BNF is one of the two main notation techniques for context-free grammars, often used to describe the 
syntax of languages used in computing; the other main technique for writing context-free grammars is the 
van Wijngaarden form. 

History 

John Backus, the principle designer of FORTRAN, and Peter Naur, a journalist for a computer magazine, both 
attend a conference on Algol in 1960 in Paris, France. On their return trip, they discussed the definition of 
Algol-60, as they had perceived it. They had both attended the same meetings and discussions and had come 
away from the conference with widely differing interpretations of what the language would look like and 
how it would work. Together they worked on refining a notation for describing the grammars of languages. 
This notation is called BNF, or Backus Naur Form. Some authors have dropped Peter Naur's name from their 
definitions and called it Backus Normal Form instead. 

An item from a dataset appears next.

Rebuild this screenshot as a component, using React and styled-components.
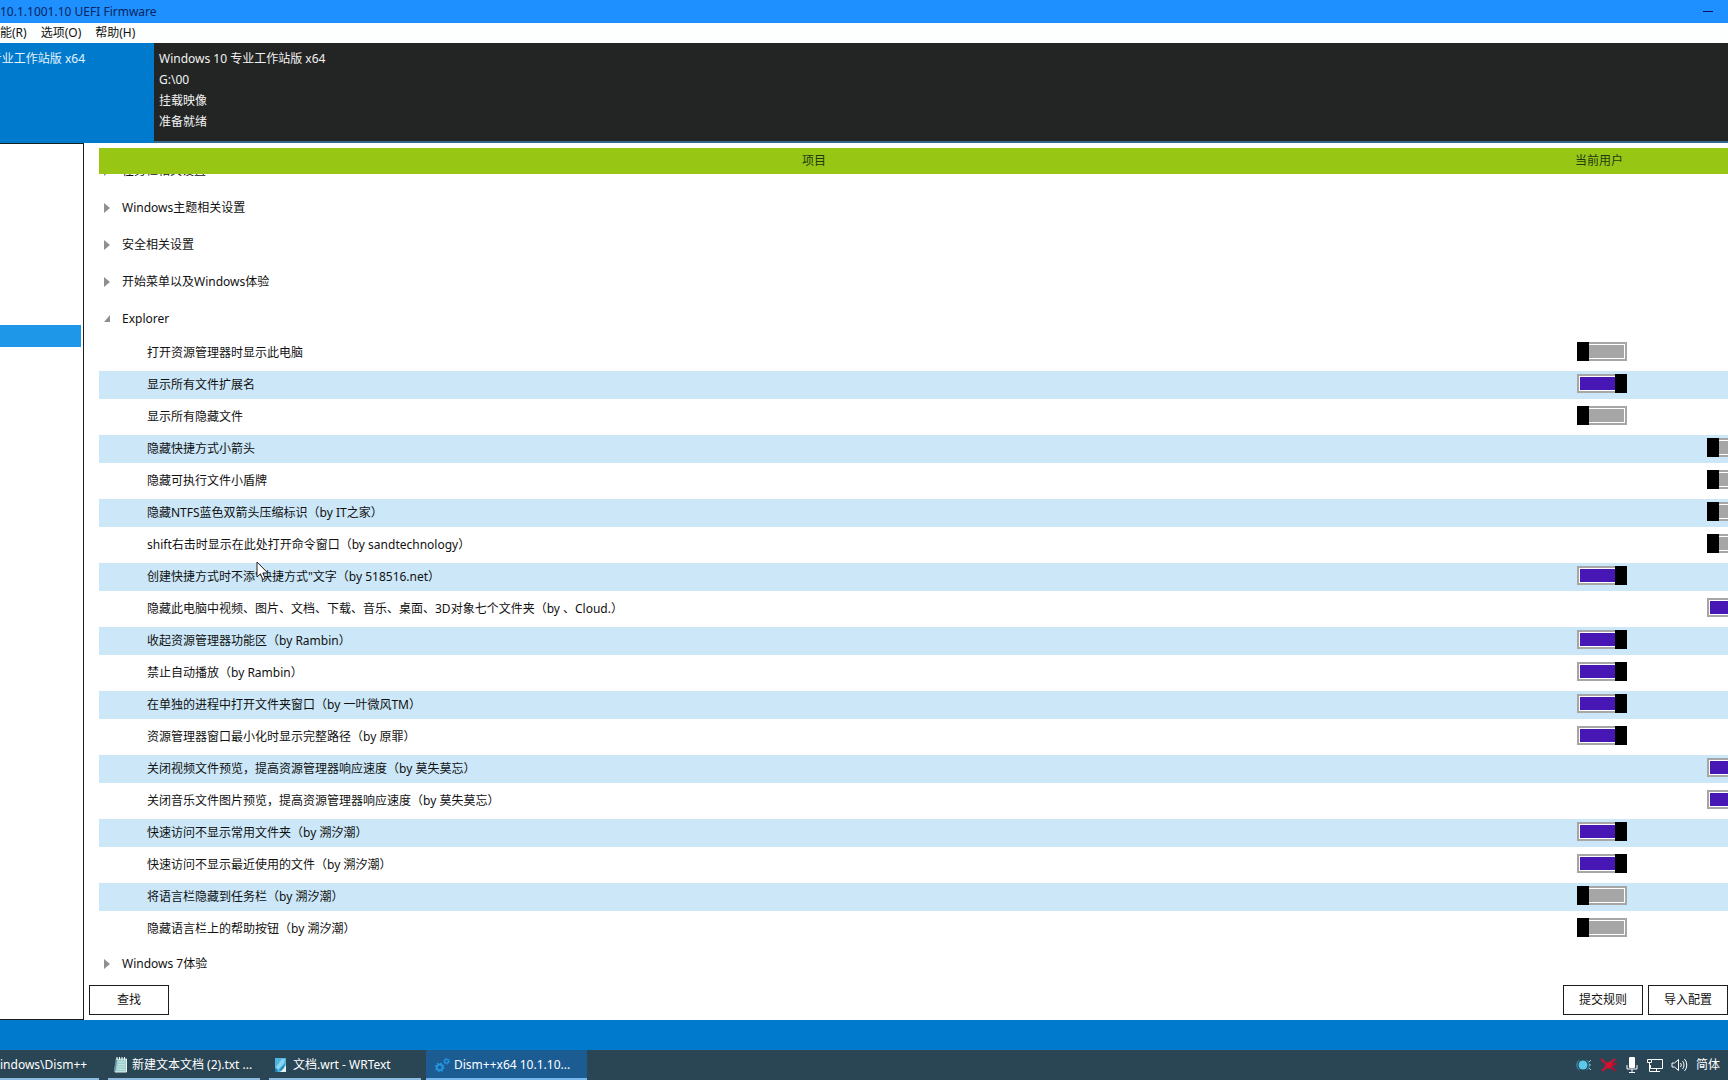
import React, { useState } from "react";
import styled, { createGlobalStyle } from "styled-components";

const GlobalStyle = createGlobalStyle`
  * {
    box-sizing: border-box;
  }
  body {
    margin: 0;
    overflow: hidden;
    background: #ffffff;
  }
  body, button, input {
    font-family: "Noto Sans", "Noto Sans CJK SC", sans-serif;
    font-size: 12px;
    color: #111111;
  }
`;

const collapsedGroups = ["任务栏相关设置", "Windows主题相关设置", "安全相关设置", "开始菜单以及Windows体验"];

// scope: which column the switch sits in
const explorerItems = [
  { text: "打开资源管理器时显示此电脑", scope: "user", on: false },
  { text: "显示所有文件扩展名", scope: "user", on: true },
  { text: "显示所有隐藏文件", scope: "user", on: false },
  { text: "隐藏快捷方式小箭头", scope: "all", on: false },
  { text: "隐藏可执行文件小盾牌", scope: "all", on: false },
  { text: "隐藏NTFS蓝色双箭头压缩标识（by IT之家）", scope: "all", on: false },
  { text: "shift右击时显示在此处打开命令窗口（by sandtechnology）", scope: "all", on: false },
  { text: '创建快捷方式时不添"快捷方式"文字（by 518516.net）', scope: "user", on: true },
  { text: "隐藏此电脑中视频、图片、文档、下载、音乐、桌面、3D对象七个文件夹（by 、Cloud.）", scope: "all", on: true },
  { text: "收起资源管理器功能区（by Rambin）", scope: "user", on: true },
  { text: "禁止自动播放（by Rambin）", scope: "user", on: true },
  { text: "在单独的进程中打开文件夹窗口（by 一叶微风TM）", scope: "user", on: true },
  { text: "资源管理器窗口最小化时显示完整路径（by 原罪）", scope: "user", on: true },
  { text: "关闭视频文件预览，提高资源管理器响应速度（by 莫失莫忘）", scope: "all", on: true },
  { text: "关闭音乐文件图片预览，提高资源管理器响应速度（by 莫失莫忘）", scope: "all", on: true },
  { text: "快速访问不显示常用文件夹（by 溯汐潮）", scope: "user", on: true },
  { text: "快速访问不显示最近使用的文件（by 溯汐潮）", scope: "user", on: true },
  { text: "将语言栏隐藏到任务栏（by 溯汐潮）", scope: "user", on: false },
  { text: "隐藏语言栏上的帮助按钮（by 溯汐潮）", scope: "user", on: false },
];

function GroupRow({ label, open }) {
  return (
    <Group>
      <td>
        <GroupButton type="button" aria-expanded={!!open}>
          <svg width="8" height="12" viewBox="0 0 8 12" aria-hidden="true">
            {open ? <path d="M6 2V9H0Z" fill="#8f8f8f" /> : <path d="M0 1L6 6L0 11Z" fill="#8f8f8f" />}
          </svg>
          {label}
        </GroupButton>
      </td>
    </Group>
  );
}

function SettingRow({ id, item, striped }) {
  const [on, setOn] = useState(item.on);
  const toggle = (
    <Switch id={id} type="checkbox" role="switch" checked={on} onChange={() => setOn(!on)} />
  );
  return (
    <Setting $striped={striped}>
      <NameCell>
        <label htmlFor={id}>{item.text}</label>
      </NameCell>
      <SwitchCell>{item.scope === "user" ? toggle : null}</SwitchCell>
      <SwitchCell>{item.scope === "all" ? toggle : null}</SwitchCell>
    </Setting>
  );
}

export default function App() {
  return (
    <Desktop>
      <GlobalStyle />
      <TitleBar>
        <span>10.1.1001.10 UEFI Firmware</span>
        <MinimizeButton type="button" aria-label="最小化">
          <svg width="10" height="2" viewBox="0 0 10 2">
            <path d="M0 0H10V1H0Z" fill="#101060" />
          </svg>
        </MinimizeButton>
      </TitleBar>
      <MenuBar>
        <MenuButton type="button">能(R)</MenuButton>
        <MenuButton type="button">选项(O)</MenuButton>
        <MenuButton type="button">帮助(H)</MenuButton>
      </MenuBar>
      <ImageHeader>
        <ImageTab type="button">
          <span>专业工作站版 x64</span>
        </ImageTab>
        <ImageInfo>
          <div>Windows 10 专业工作站版 x64</div>
          <div>G:\00</div>
          <div>挂载映像</div>
          <div>准备就绪</div>
        </ImageInfo>
      </ImageHeader>
      <Workspace>
        <Nav>
          <NavSelected />
        </Nav>
        <Content>
          <Table>
            <TableHead>
              <tr>
                <th>项目</th>
                <th>当前用户</th>
              </tr>
            </TableHead>
            <TableBody>
              {collapsedGroups.map((label) => (
                <GroupRow key={label} label={label} />
              ))}
              <GroupRow label="Explorer" open />
              {explorerItems.map((item, i) => (
                <SettingRow key={item.text} id={`setting-${i}`} item={item} striped={i % 2 === 1} />
              ))}
              <GroupRow label="Windows 7体验" />
            </TableBody>
          </Table>
          <Actions>
            <ActionButton type="button">查找</ActionButton>
            <ActionGroup>
              <ActionButton type="button">提交规则</ActionButton>
              <ActionButton type="button">导入配置</ActionButton>
            </ActionGroup>
          </Actions>
        </Content>
      </Workspace>
      <StatusBar />
      <Taskbar>
        <Tasks>
          <Task type="button" $first>
            indows\Dism++
          </Task>
          <Task type="button">
            <NotepadIcon />
            新建文本文档 (2).txt ...
          </Task>
          <Task type="button">
            <DocIcon />
            文档.wrt - WRText
          </Task>
          <Task type="button" $active>
            <GearsIcon />
            Dism++x64 10.1.10...
          </Task>
        </Tasks>
        <Tray>
          <CameraIcon />
          <RedIcon />
          <MicIcon />
          <NetworkIcon />
          <SpeakerIcon />
          <span>简体</span>
        </Tray>
      </Taskbar>
      <Cursor width="14" height="20" viewBox="0 0 14 20" aria-hidden="true">
        <path
          d="M1 1V16L4.400 12.800L6.800 18.500L9.200 17.500L6.800 12H11.800Z"
          fill="#ffffff"
          stroke="#222222"
        />
      </Cursor>
    </Desktop>
  );
}

function NotepadIcon() {
  return (
    <svg width="15" height="16" viewBox="0 0 15 16" aria-hidden="true">
      <path d="M3 1.500H14V15H1Z" fill="#9fcfcf" />
      <path d="M3.500 2L1.500 15" stroke="#5f8f98" strokeWidth="1.500" />
      <path d="M5 5H12M5 7.500H12M4.500 10H12M4.500 12.500H12" stroke="#c4e4e2" />
      <path d="M13.500 2V15H2" stroke="#e8f4f4" fill="none" />
      <path d="M4 0V3M6.500 0V3M9 0V3M11.500 0V3" stroke="#ffffff" />
    </svg>
  );
}

function DocIcon() {
  return (
    <svg width="15" height="16" viewBox="0 0 15 16" aria-hidden="true">
      <path d="M1 1H12V15H1Z" fill="#4fb4e0" />
      <path d="M2 10L8 2H11L10 6L4 13Z" fill="#8ad6f2" />
      <path d="M1 11L4 13L3 15H1Z" fill="#1d7fb4" />
      <path d="M6 15L12 8V15Z" fill="#e6f2f0" />
      <path d="M5 13L11 7L10 11L7 14Z" fill="#2388bd" />
    </svg>
  );
}

function GearsIcon() {
  return (
    <svg width="15" height="16" viewBox="0 0 16 16" fill="none" aria-hidden="true">
      <circle cx="5" cy="10.500" r="3" stroke="#2495e0" strokeWidth="2" />
      <circle cx="5" cy="10.500" r="4.500" stroke="#2495e0" strokeWidth="1.400" strokeDasharray="1.800 1.734" />
      <circle cx="12.300" cy="4" r="2" stroke="#2495e0" strokeWidth="1.500" />
      <circle cx="12.300" cy="4" r="3.100" stroke="#2495e0" strokeWidth="1" strokeDasharray="1.600 1.646" />
    </svg>
  );
}

function CameraIcon() {
  return (
    <svg width="16" height="16" viewBox="0 0 16 16" fill="none" aria-hidden="true">
      <circle cx="7" cy="8" r="4.500" fill="#5cc9ea" />
      <path d="M3.500 3A6 6 0 0 0 3.500 13M10.500 3A6 6 0 0 1 10.500 13" stroke="#3f9dbd" />
      <path d="M13 5L15 3M13 8H15M13 11L15 13" stroke="#7fd3ea" />
    </svg>
  );
}

function RedIcon() {
  return (
    <svg width="18" height="16" viewBox="0 0 18 16" fill="none" aria-hidden="true">
      <path d="M5 6L12 4L14 8L10 12L5 11Z" fill="#cf1030" />
      <path d="M1 2L5 6M2 14L15 2" stroke="#d5122e" strokeWidth="2" />
      <path d="M12 7H17M11 10L16 14" stroke="#b01030" strokeWidth="2" />
    </svg>
  );
}

function MicIcon() {
  return (
    <svg width="12" height="18" viewBox="0 0 12 18" fill="none" aria-hidden="true">
      <rect x="3" y="1" width="6" height="11" rx="1" fill="#ffffff" />
      <path d="M1 9V13H11V9M6 13V16M3 16.500H9" stroke="#ffffff" />
    </svg>
  );
}

function NetworkIcon() {
  return (
    <svg width="17" height="16" viewBox="0 0 17 16" fill="none" stroke="#ffffff" aria-hidden="true">
      <path d="M6 2.500H16.500V11.500H4.500V8M10.500 11.500V14.500M7 14.500H14" />
      <path d="M1.500 2.500H5.500V5.500H1.500ZM3.500 5.500V14.500H7" />
    </svg>
  );
}

function SpeakerIcon() {
  return (
    <svg width="17" height="16" viewBox="0 0 17 16" fill="none" stroke="#ffffff" aria-hidden="true">
      <path d="M1 6H3.500L7.500 2.500V13.500L3.500 10H1Z" />
      <path d="M9.500 6A3 3 0 0 1 9.500 10M11.500 4A6 6 0 0 1 11.500 12M13.500 2A9 9 0 0 1 13.500 14" />
    </svg>
  );
}

const Desktop = styled.div`
  position: relative;
  display: flex;
  flex-direction: column;
  height: 100vh;
  overflow: hidden;
  white-space: nowrap;
`;

const TitleBar = styled.header`
  display: flex;
  align-items: center;
  justify-content: space-between;
  height: 23px;
  padding-right: 9px;
  background: #1e90ff;
  color: #0b2560;
`;

const MinimizeButton = styled.button`
  display: flex;
  align-items: center;
  justify-content: center;
  width: 22px;
  height: 20px;
  padding: 0;
  border: 0;
  background: none;
`;

const MenuBar = styled.nav`
  display: flex;
  gap: 14px;
  height: 20px;
  background: #fdfffe;
`;

const MenuButton = styled.button`
  padding: 0;
  border: 0;
  background: none;
  line-height: 20px;
`;

const ImageHeader = styled.section`
  display: flex;
  height: 100px;
`;

const ImageTab = styled.button`
  display: flex;
  align-items: flex-start;
  justify-content: flex-end;
  width: 154px;
  padding: 5px 69px 0 0;
  border: 0;
  overflow: hidden;
  background: #007acc;
  color: #e6f4ff;
  line-height: 21px;
`;

const ImageInfo = styled.div`
  flex: 1;
  padding: 5px 5px 0;
  border-bottom: 2px solid #35678a;
  background: #222524;
  color: #f2f2f2;
  line-height: 21px;
`;

const Workspace = styled.main`
  display: flex;
  flex: 1;
  min-height: 0;
`;

const Nav = styled.aside`
  width: 84px;
  padding: 181px 2px 0 0;
  border: 1px solid #1c1c1c;
  border-left: 0;
`;

const NavSelected = styled.div`
  height: 22px;
  background: #1e97e8;
`;

const Content = styled.section`
  display: flex;
  flex: 1;
  flex-direction: column;
  gap: 3px;
  min-width: 0;
  padding: 5px 0 5px 5px;
`;

const Table = styled.table`
  display: flex;
  flex: 1;
  flex-direction: column;
  min-height: 0;
  margin-left: 10px;
`;

const TableHead = styled.thead`
  display: block;
  background: #97c615;
  tr {
    display: grid;
    grid-template-columns: 1fr 140px 59px;
  }
  th {
    padding: 0;
    color: #1f3a14;
    font-weight: 400;
    line-height: 26px;
  }
`;

/* list stays scrolled to its end, so the top group is cut by the header */
const TableBody = styled.tbody`
  display: flex;
  flex: 1;
  flex-direction: column;
  justify-content: flex-end;
  min-height: 0;
  overflow: hidden;
`;

const Group = styled.tr`
  display: block;
  flex-shrink: 0;
  td {
    display: block;
    padding: 0;
  }
`;

const GroupButton = styled.button`
  display: flex;
  align-items: center;
  gap: 10px;
  height: 37px;
  padding: 0 0 0 5px;
  border: 0;
  background: none;
  line-height: 36px;
`;

const Setting = styled.tr`
  display: grid;
  flex-shrink: 0;
  grid-template-columns: 1fr 130px 61px;
  height: 28px;
  margin: 2px 0;
  background: ${(props) => (props.$striped ? "#cbe7f8" : "transparent")};
`;

const NameCell = styled.td`
  padding: 0 0 0 48px;
  line-height: 28px;
`;

const SwitchCell = styled.td`
  padding: 3px 0 0 40px;
`;

const Switch = styled.input`
  appearance: none;
  position: relative;
  display: block;
  width: 50px;
  height: 19px;
  margin: 0;
  border: 2px solid #a6a6a6;
  background: ${(props) => (props.checked ? "#4617b4" : "#a6a6a6")};
  box-shadow: inset 0 0 0 1px #ffffff;
  &::after {
    content: "";
    position: absolute;
    top: -2px;
    bottom: -2px;
    ${(props) => (props.checked ? "right" : "left")}: -2px;
    width: 12px;
    background: #000000;
  }
`;

const Actions = styled.div`
  display: flex;
  justify-content: space-between;
`;

const ActionGroup = styled.div`
  display: flex;
  gap: 5px;
`;

const ActionButton = styled.button`
  width: 80px;
  height: 30px;
  padding: 0;
  border: 1px solid #1c1c1c;
  background: #ffffff;
  line-height: 28px;
`;

const StatusBar = styled.div`
  height: 30px;
  background: #007acc;
`;

const Taskbar = styled.footer`
  display: flex;
  justify-content: space-between;
  height: 30px;
  background: #2a4554;
  color: #ffffff;
`;

const Tasks = styled.div`
  display: flex;
`;

const Task = styled.button`
  position: relative;
  display: flex;
  align-items: center;
  gap: 4px;
  width: ${(props) => (props.$first ? 104 : 161)}px;
  padding: 0 0 0 ${(props) => (props.$first ? 0 : 9)}px;
  border: 0;
  background: ${(props) => (props.$active ? "#1b5c93" : "transparent")};
  color: #ffffff;
  line-height: 30px;
  &::after {
    content: "";
    position: absolute;
    right: ${(props) => (props.$active ? 0 : 5)}px;
    bottom: 0;
    left: ${(props) => (props.$active || props.$first ? 0 : 4)}px;
    height: 2px;
    background: ${(props) => (props.$active ? "#76b9ed" : "#8fbbe0")};
  }
`;

const Tray = styled.div`
  display: flex;
  align-items: center;
  gap: 8px;
  padding-right: 8px;
  line-height: 30px;
`;

const Cursor = styled.svg`
  position: absolute;
  left: 256px;
  top: 561px;
`;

Note: ALGOL (ALGOrithmic Language) is one of several high level languages designed specifically for 
programming scientific computations. 

Example 

An example of a BNF grammar that describes the rules for the +, -, *, and / operators: 

EXP => EXP + TERM 
EXP => EXP -TERM 
EXP => TERM 
TERM => TERM * FACTOR 
TERM => TERM /FACTOR 
TERM => FACTOR 
FACTOR => (EXP) 

FACTOR => identifier 

The names EXP, TERM, and FACTOR are just arbitrary names, which represent groups of symbols, for 
example, the FACTOR is defined as either an identifier (variable name) or an expression in parenthesis. 
Symbols that are composed of other symbols are called Non-Terminal symbols. Symbols that are composed 
of key words, operators, or names or any other symbol that may be found in a program are called Terminal 
symbols. 

The Terminal symbols for this grammar are +, -, *, /, (, ), and identifier. The Non-Terminal symbols are EXP, 
TERM, and FACTOR.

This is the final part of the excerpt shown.